Drama Korea atau K-Drama memiliki peran signifikan untuk penyebaran Korean Wave. Menampilkan nuansa cerita dan alur yang berbeda serta detail yang dikemas apik, tidak bisa menutup lancarnya perkembangan Korean Wave di Indonesia sehingga menjadi lebih populer. Tentu ini bukan hanya peran K-Drama, akan tetapi juga budaya populer lainnya seperti K-Pop, K-Style, kuliner juga teknologi.

Kegandrungan akan K-Pop yang menampilkan berbagai jenis musik, musisi, dan kelompok atau grup musik ini juga telah menembus batas yang luar biasa. K-Popers semakin banyak di seluruh penjuru Indonesia atau bahkan dunia. Usia pun tidak menjadi penghalang mereka untuk tetap menonton serta mendengarkan idola bernyanyi dan menampilkan performa yang mungkin begitu menarik bagi penikmatnya.

Budaya dan gaya hidup Korea (Korean wave atau Hallyu) rupanya juga menguasai pasar makanan di Indonesia. Siapa yang tidak mengenal, ramen, kimchi, topokki, dan lain sebagainya? Saya rasa meskipun tidak melalui drama atau musiknya, gaya hidup Korea mampu merasuk melalui makanan-makanannya. Iya, apalagi sudah tersedia versi instan di toko, swalayan, atau online shop tentunya.

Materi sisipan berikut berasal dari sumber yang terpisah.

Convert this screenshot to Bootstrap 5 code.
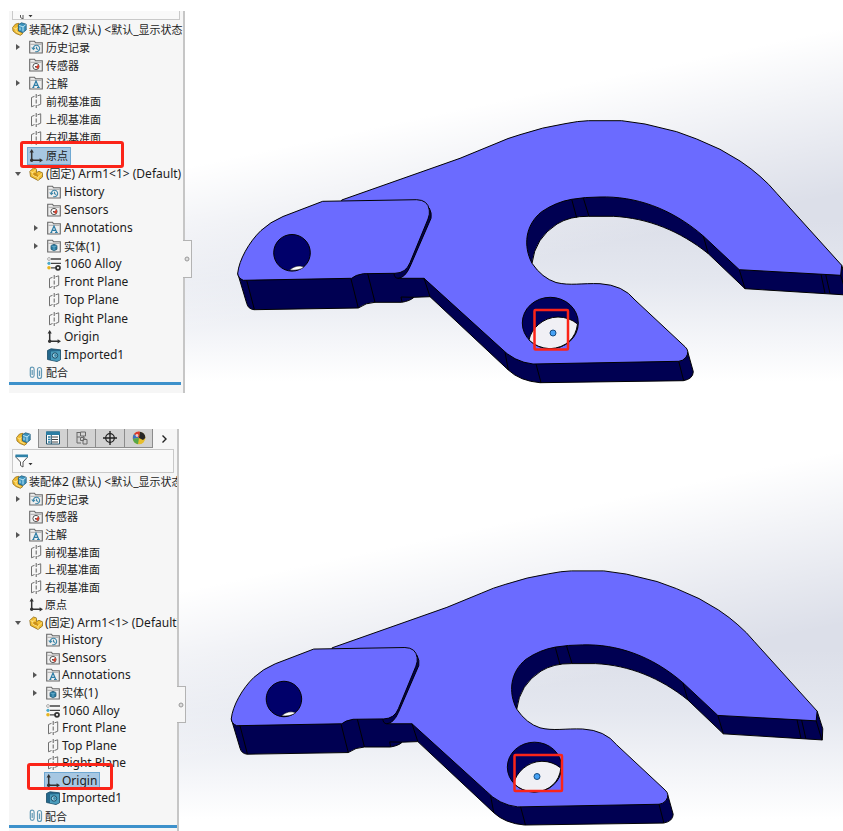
<!DOCTYPE html>
<html lang="zh-CN">
<head>
<meta charset="utf-8">
<meta name="viewport" content="width=device-width, initial-scale=1">
<title>装配体2</title>
<link href="https://cdn.jsdelivr.net/npm/bootstrap@5.3.0/dist/css/bootstrap.min.css" rel="stylesheet">
<style>
body{background:#fff;color:#1c1c1c;font:12px/16px "Noto Sans","Noto Sans CJK SC",sans-serif;overflow-x:hidden}
.page{padding:11px 0 0 9px;gap:36px}
.tree-pane{width:176px;background:#f6f6f6;border-right:2px solid #c6c6c6}
.tree-pane.compact{width:170px}
.tree-clip{overflow:hidden;padding-right:2px}
.filter{margin:0 1px 0 3px;border:1px solid #c9c9c9;height:24px;background:#f9f9f9}
.filter.cut{height:9px;border-top:0;overflow:hidden}
.filter button,.toggle,.tabs button{border:0;background:none;padding:0;line-height:0}
.filter button{padding-left:2px}
.filter input{border:0;background:none;min-width:0;outline:0;padding:0}
.tree{min-height:362px}
.compact .tree{min-height:352px}
.tree li{flex:1 1 0;white-space:nowrap}
.l1{padding-left:18px}
.l2{padding-left:36px}
.compact .l2{padding-left:35px}
.l0{padding-left:2px}
.toggle{width:10px;margin-left:-14px;margin-right:4px}
.entry{border:1px solid transparent;padding-right:2px;gap:3px;height:18px}
.compact .entry{gap:2px;height:17px}
.l0 .entry{gap:2px}
.entry svg{width:14px;height:14px;flex:none;margin-left:1px}
.l0 .entry svg{width:15px;margin-left:0}
.picked{background:#a7c7e2;border-color:#6fa8d2}
.zh{font:11px/16px "Noto Sans CJK SC",sans-serif}
.rollback{height:3px;background:#3d91cb}
.compact .rollback{margin-right:-2px}
.tabs{height:20px;background:#f6f6f6}
.tabs button{width:29px;height:19px;background:#d2d2d2;border-right:1px solid #8c8c8c;border-bottom:1px solid #8c8c8c}
.tabs button.on{width:31px;background:#f8f8f8;border-bottom:0}
.tabs button.more{width:22px;background:none;border:0}
.scene{min-width:0;background:linear-gradient(168deg,#fff 30%,rgba(255,255,255,0) 62%),linear-gradient(180deg,#dcdfe9 55%,#e4e7ef 70%,#fff 97%)}
.scene>svg{width:100%;height:auto;display:block}
.handle{left:-2px;top:229px;width:9px;height:38px;background:#f6f6f6;border:1px solid #b3b3b3;border-left:0;padding:0;line-height:0}
.compact+.scene .handle{top:257px;height:37px}
.callout-box{border:3px solid #fb2418;border-radius:3px;pointer-events:none}
.c1{left:11px;top:130px;width:104px;height:27px}
.c2{left:18px;top:334px;width:86px;height:27px}
</style>
<script src="https://cdn.jsdelivr.net/npm/bootstrap@5.3.0/dist/js/bootstrap.bundle.min.js"></script>
</head>
<body>
<svg width="0" height="0" class="position-absolute" aria-hidden="true">
<defs>
<symbol id="asm" viewBox="0 0 15 14"><path d="M.6 5.500 3.500 2 7 1.300v4l.5 3.700 3.500 2.300-2.500 2L4 11.500 1 9z" fill="#f0b92c" stroke="#94701a" stroke-width=".8"/><path d="M1.500 5.800 4 7v2.500l4.500 2.300M4 7l1.500-2" fill="none" stroke="#ffe58b" stroke-width="1"/><path d="M6.300 2.800 9.500.8l4.700 1.400V8L11 10.500 6.500 9z" fill="#3c93bd" stroke="#1f5c7b" stroke-width=".8"/><path d="m7 3.500 4 1.300 2.700-2M11 5v4.500M8 5.500v2.700" fill="none" stroke="#c9edf9" stroke-width=".9"/></symbol>
<symbol id="part" viewBox="0 0 14 14"><path d="M.8 4.300 4.500 1l3 1v3.500L10 4.300l3.500 1.500V10L9 13.400 1.500 9.500z" fill="#f2bd30" stroke="#8d6a17" stroke-width=".8"/><path d="M1.300 4.600 4 5.500 7 2.500M4 5.500v2.800l5 2 4.300-4M9 10.500V13" fill="none" stroke="#ffe995" stroke-width=".9"/><path d="M4.300 6v2L9 10V8.300L7.300 6z" fill="#c98f19"/></symbol>
<symbol id="fold" viewBox="0 0 14 14"><path d="M.7 13V1.200h4.800l1 1.600h6.800V13z" fill="#eeeeee" stroke="#686868" stroke-width="1.100"/><path d="M1.500 4.300h11" stroke="#999" stroke-width=".8"/></symbol>
<symbol id="hist" viewBox="0 0 14 14"><use href="#fold"/><path d="M4.300 9a3.200 3.200 0 1 1 2 2.500M2.700 7.500 4.400 9.400 6 7.800M7.500 6.700v2l1.700.8" fill="none" stroke="#3d86a8" stroke-width="1.100"/></symbol>
<symbol id="sens" viewBox="0 0 14 14"><use href="#fold"/><circle cx="7" cy="8.500" r="3.100" fill="#fff" stroke="#555" stroke-width="1"/><path d="m6.500 9 3-2.500a3.500 3.500 0 0 1-1 4.500z" fill="#d9402d"/><circle cx="6.700" cy="8.800" r=".8" fill="#333"/></symbol>
<symbol id="anno" viewBox="0 0 14 14"><use href="#fold"/><path d="M3.300 11.500h2M8 11.500h2.800M4.300 11.300 7 5l2.700 6.300M5.200 9.300h3.500" fill="none" stroke="#2d7da6" stroke-width="1.200"/></symbol>
<symbol id="solid" viewBox="0 0 14 14"><use href="#fold"/><path d="m4 6.500 3-1.200 3 1.200v3.800L7 11.800l-3-1.500z" fill="#2c7da3" stroke="#174e69" stroke-width=".7"/><path d="m4.300 6.800 2.700 1 2.700-1M7 8v3.500" fill="none" stroke="#8ccbe2" stroke-width=".6"/></symbol>
<symbol id="plane" viewBox="0 0 14 14"><path d="M5.500 2.300 2.500 3.500v9.300L5.500 11.500M8.500 1.800 11.700.8v9.400L8.500 11.500" fill="none" stroke="#707070"/><path d="M7.200 0v14" stroke="#606060" stroke-dasharray="4 1.500"/></symbol>
<symbol id="orig" viewBox="0 0 14 14"><path d="M2.700 2v9.300H12" fill="none" stroke="#333" stroke-width="1.500"/><path d="M2.700 0 .6 3.400h4.200zM14 11.300l-3.400-2.100v4.200z" fill="#333"/><circle cx="2.700" cy="11.300" r="1.700" fill="#333"/></symbol>
<symbol id="mat" viewBox="0 0 14 14"><path d="M4 2h10M4 6.300h10M4 10.800h6" stroke="#444" stroke-width="1.300"/><circle cx="2" cy="2" r="1.400" fill="#fff" stroke="#888" stroke-width=".7"/><circle cx="2" cy="6.300" r="1.600" fill="#4ca9c9"/><circle cx="2" cy="10.800" r="1.800" fill="#e6b420"/><circle cx="11" cy="10.800" r="2" fill="none" stroke="#333" stroke-width="1.700"/></symbol>
<symbol id="imp" viewBox="0 0 14 14"><path d="M.5 2.500 4 .8l9.500 1v10L10 13.500l-9.500-2z" fill="#24688c" stroke="#174a66" stroke-width=".8"/><path d="M4 3.500 13 3v8.800l-3 1.200-6-1z" fill="#4a9cbc"/><circle cx="8" cy="7.500" r="2.700" fill="#a5d6e6" stroke="#174a66"/><circle cx="8.500" cy="7.500" r="1.400" fill="#3b8cad"/></symbol>
<symbol id="mate" viewBox="0 0 14 14"><path d="M1.300 4v5.500a1.900 1.900 0 0 0 3.800 0V3a1.900 1.900 0 0 0-3.800 0v1M3.200 4v5M8.500 5v5.500a2 2 0 0 0 4 0V3.500a2 2 0 0 0-4 0V5M10.500 4.500V10" fill="none" stroke="#6399b5" stroke-width="1.200"/></symbol>
<symbol id="funnel" viewBox="0 0 18 14"><path d="M1 1.500h11.500v1.700L8 8v5l-2.500-1.500V8L1 3.200z" fill="#fff" stroke="#555"/><path d="M.5.500h12.500v2.700H.5z" fill="#2f82a8"/><path d="M13.500 9h4l-2 2.200z" fill="#333"/></symbol>
<g id="arm" stroke="#000" stroke-width="1" stroke-linejoin="round">
<path fill="#000052" d="M237.700 273.300 246.700 303.300Q248 309 254 309.700L358.300 308Q366 302.500 375 302.300H401.700Q410 301 414 297.300L430 296.700 508.300 370Q520 381 540 382.700L683.300 380.700Q693 379 693.300 371.700L687.700 351.700 424 270 300 250z"/>
<path fill="#000052" d="M526.300 256 532 263.300Q535 238 557 224 570 216 588.300 216.300H613.300C648 218 680 231 708.300 253.700L745 288.700 847 295 847.500 283.500 841.700 265.300 739 250 640 180 550 190 515 220z"/>
<path fill="#6b6bff" d="M341.700 200 460 158.300 496 143.500Q508 138 520 134.700 543 127 565 123.700 578 121 588.300 120.700H621.700L645 124 676.700 131.700 696.700 139 720 149.300 740 161Q752 169 760 176.300 769 184 776.700 193.300L841.700 265.300 840.700 275.300 739.300 269.700 703.300 236C671 208 635 196 600 197Q585 197 571.700 199.300 556 202 541.700 211.700C525 225 523 246 532 263.300Q542 278 556 282.500C570 286 582 283 600 283.700Q623 285 635 300L685 346.700Q690 351 686 357.300 683 361 678.700 361.300L533 364Q514 362 500 347.300L424 278.300H398L395 273 341 240z"/>
<path fill="#000052" d="M429.300 208Q432 213 431 218.300L410 266.700Q405 278 398 278.300 394 278 394 273L400 268z"/>
<path fill="#6b6bff" d="M237.700 273.300C239 260 249 242 261 230.500Q270 222 283 216.500L322.700 201.300 416.700 199.700Q428 200 429.300 210 430 214 428 219L410 262.700Q406 273 395 273.300L363.300 273.700Q355 275 351.700 278.300L243.300 280.300Q238 278 237.700 273.300z"/>
<circle cx="292" cy="252.800" r="18.300" fill="#00006a"/><path d="M289.500 270Q297 264 304 267 299 271 289.500 270z" fill="#fff" stroke-width=".5"/>
<ellipse cx="550.300" cy="323" rx="28" ry="25.700" fill="#00005e"/>
<path fill="#f0f0f5" d="M529 340C531 329 543 317 558 317Q569 317 577.500 324C576 338 566 348 550 348.700Q537 348 529 340z"/>
<path fill="none" d="m246.700 280.300 7.600 29M351 279l7.300 29M367.700 273.700l7.300 28.600M424 278.300l6 18.400M414 297.300l-13-.3 1 5M505 352.300l3.300 17.700M536 364l5 18.700M678.700 361.300l5 19.400M571.700 199.300l5 18.400M583.300 198l5.700 18.300M703.300 236l5 17.700M739.300 269.700l5.700 19M821 274.300l4 19M825.700 274.500l4.300 19M840.700 275.300l6 20"/>
</g>
</defs>
</svg>

<main class="page d-flex flex-column">
<section class="d-flex position-relative">
 <aside class="tree-pane flex-shrink-0" aria-label="设计树"><div class="tree-clip">
  <div class="filter cut d-flex align-items-end"><button type="button" aria-label="筛选"><svg width="18" height="4" viewBox="0 9 18 4"><path d="M5.500 8v3.500L8 13V8" fill="#fff" stroke="#555"/><path d="M13.500 9h4l-2 2.200z" fill="#333"/></svg></button></div>
  <ul class="tree list-unstyled d-flex flex-column mb-0" data-tree="1"></ul>
  <div class="rollback"></div></div>
 </aside>
 <div class="scene flex-grow-1 position-relative">
  <svg viewBox="185 11 658 382" role="img" aria-label="Arm1"><use href="#arm"/><circle cx="553" cy="333" r="3" fill="#46a2f5" stroke="#174c80"/><rect x="534.500" y="310" width="33.500" height="39.500" rx="1" fill="none" stroke="#fb2418" stroke-width="2.500"/></svg>
  <button type="button" class="handle position-absolute" aria-label="折叠"><svg width="6" height="6"><circle cx="3" cy="3" r="2" fill="#ddd" stroke="#999"/></svg></button>
 </div>
 <div class="callout-box c1 position-absolute"></div>
</section>

<section class="d-flex position-relative">
 <aside class="tree-pane compact flex-shrink-0" aria-label="设计树"><div class="tree-clip">
  <div class="tabs d-flex">
   <button type="button" class="on" aria-label="设计树"><svg width="15" height="14"><use href="#asm"/></svg></button>
   <button type="button" aria-label="属性"><svg width="14" height="14"><path d="M.5 1h13v12H.5z" fill="#fff" stroke="#24536b"/><path d="M0 .5h14V4H0z" fill="#2b7da3"/><path d="M2 6h2.500M2 8.500h2.500M2 11h2.500" stroke="#287ba0" stroke-width="1.500"/><path d="M6 6h6M6 8.500h6M6 11h6" stroke="#444"/><path d="M5.300 4v9" stroke="#24536b"/></svg></button>
   <button type="button" aria-label="配置"><svg width="14" height="14" fill="none" stroke="#686868"><path d="M2 1v11h4M2 6h3M2 1.500h4"/><path d="M5.500 1h5v4h-5zM5.500 6.500h3v3h-3zM8 8.500h4V13H8z"/><path d="m8 5 3 4"/></svg></button>
   <button type="button" aria-label="尺寸"><svg width="14" height="14" fill="none" stroke="#222"><circle cx="7" cy="7" r="4.300" stroke-width="1.200"/><path d="M7 0v14M0 7h14" stroke-width="1.400"/></svg></button>
   <button type="button" aria-label="外观"><svg width="14" height="14"><circle cx="7" cy="7" r="6.300" fill="#e7be2e"/><path d="M7 7 2 3a6.300 6.300 0 0 1 6-2.300z" fill="#dc392d"/><path d="m7 7 1-6.300A6.300 6.300 0 0 1 13.300 7L11 9z" fill="#252525"/><path d="M7 7 .8 8A6.300 6.300 0 0 1 2 3z" fill="#3b6fc1"/><path d="m7 7-6.200 1A6.300 6.300 0 0 0 6 13.200z" fill="#55a74b"/><circle cx="5" cy="4.500" r="1.400" fill="#fff" opacity=".7"/></svg></button>
   <button type="button" class="more" aria-label="更多"><svg width="7" height="10"><path d="m1.500 1.500 3.500 3.500-3.500 3.500" fill="none" stroke="#222" stroke-width="1.400"/></svg></button>
  </div>
  <div class="filter d-flex align-items-center"><button type="button" aria-label="筛选"><svg width="18" height="14"><use href="#funnel"/></svg></button><input type="text" class="flex-grow-1" aria-label="筛选文字"></div>
  <ul class="tree list-unstyled d-flex flex-column mb-0" data-tree="2"></ul>
  <div class="rollback"></div></div>
 </aside>
 <div class="scene flex-grow-1 position-relative">
  <svg viewBox="179 429 664 402" role="img" aria-label="Arm1"><use href="#arm" transform="matrix(.97 0 0 .97 .7 453.800)"/><circle cx="537" cy="776.500" r="3" fill="#46a2f5" stroke="#174c80"/><rect x="514.500" y="755" width="47.500" height="36" rx="1" fill="none" stroke="#fb2418" stroke-width="2.500"/></svg>
  <button type="button" class="handle position-absolute" aria-label="折叠"><svg width="6" height="6"><circle cx="3" cy="3" r="2" fill="#ddd" stroke="#999"/></svg></button>
 </div>
 <div class="callout-box c2 position-absolute"></div>
</section>
</main>
<script>
// level, icon, label, toggle state (r = collapsed, d = expanded)
const items = [
 [0,'asm','装配体2 (默认) <默认_显示状态'],[1,'hist','历史记录','r'],[1,'sens','传感器'],[1,'anno','注解','r'],
 [1,'plane','前视基准面'],[1,'plane','上视基准面'],[1,'plane','右视基准面'],[1,'orig','原点'],
 [1,'part','(固定) Arm1<1> (Default)','d'],[2,'hist','History'],[2,'sens','Sensors'],[2,'anno','Annotations','r'],
 [2,'solid','实体(1)','r'],[2,'mat','1060 Alloy'],[2,'plane','Front Plane'],[2,'plane','Top Plane'],
 [2,'plane','Right Plane'],[2,'orig','Origin'],[2,'imp','Imported1'],[1,'mate','配合']
];
const esc = s => s.replace(/</g,'&lt;').replace(/>/g,'&gt;').replace(/[\u4e00-\u9fff]+/g, m => `<span class="zh">${m}</span>`);
const shape = {r:'M3 2v6l4-3z', d:'M2 3h6L5 7z'};
document.querySelectorAll('[data-tree]').forEach(ul => {
 const picked = ul.dataset.tree === '1' ? '原点' : 'Origin';
 ul.innerHTML = items.map(([l,i,t,s]) => `<li class="d-flex align-items-center l${l}">` +
  (s ? `<button type="button" class="toggle" aria-label="展开"><svg width="10" height="10"><path d="${shape[s]}" fill="#555"/></svg></button>` : '') +
  `<span class="entry d-flex align-items-center${t===picked?' picked':''}"><svg aria-hidden="true"><use href="#${i}"/></svg><span>${esc(t)}</span></span></li>`).join('');
});
</script>
</body>
</html>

Lantas kalau kita menjadi penggemar K-Drama atau K-Pop beserta teman-temannya memangnya kenapa? Iya tidak apa-apa. Itu hanya perihal pilihan gaya hidup dan juga hiburan. Banyak di antara K-Popers mengaku ketika menonton atau mendengarkan hiburan Korea bisa memberikan dampak healing atau pengobatan bagi mereka. It’s Ok, itu adalah pilihan.

Baik gemar dengan budaya populer barat yang disebar memalui film dan musik, atau Korea, keduanya ya sama-sama karena kegemaran dan perihal selera. Jika itu sebagai media hiburan dan mengambil nilai positif dari segi apapun, selayaknya tidak perlu saling menghakimi mana yang lebih benar atau lebih baik. Apabila Korean Wave menjadi suatu permasalahan yang harus dipecahkan solusinya, maka generasi itu juga berhak membuat konten, hiburan, atau produk yang sama bahkan melebihi apa yang digemari dan digandrungi sekarang ini. Masalahnya, bisa tidak? Eh. Bisa pasti bisa.

Para penikmatnya tentu punya alasan tersendiri mengapa lebih memilih ini atau itu sebagai bagian dari dirinya. Di luar bagaimana sisi negatif yang ada di dalamnya, kenapa kita tidak melihat sisi positifnya dulu? Tapi, ya kalau kasusnya itu usia anak seperti adik-adik yang saya maksudkan di awal, tentu masih sangat memerlukan peran dan pengawasan orang tua. Sudah jelas.

Pada akhirnya, kita memang harus mengakui, budaya populer Korea yang terhimpun dalam Korean Wave memang sedang menjadi kegemaran dan pilihan masyarakat Indonesia dari berbagai jenjang usia. Jadi, kalau suka ya suka aja, kalau tidak suka oh ya tidak apa-apa. Namanya juga pilihan dan kegemaran. Ya kan?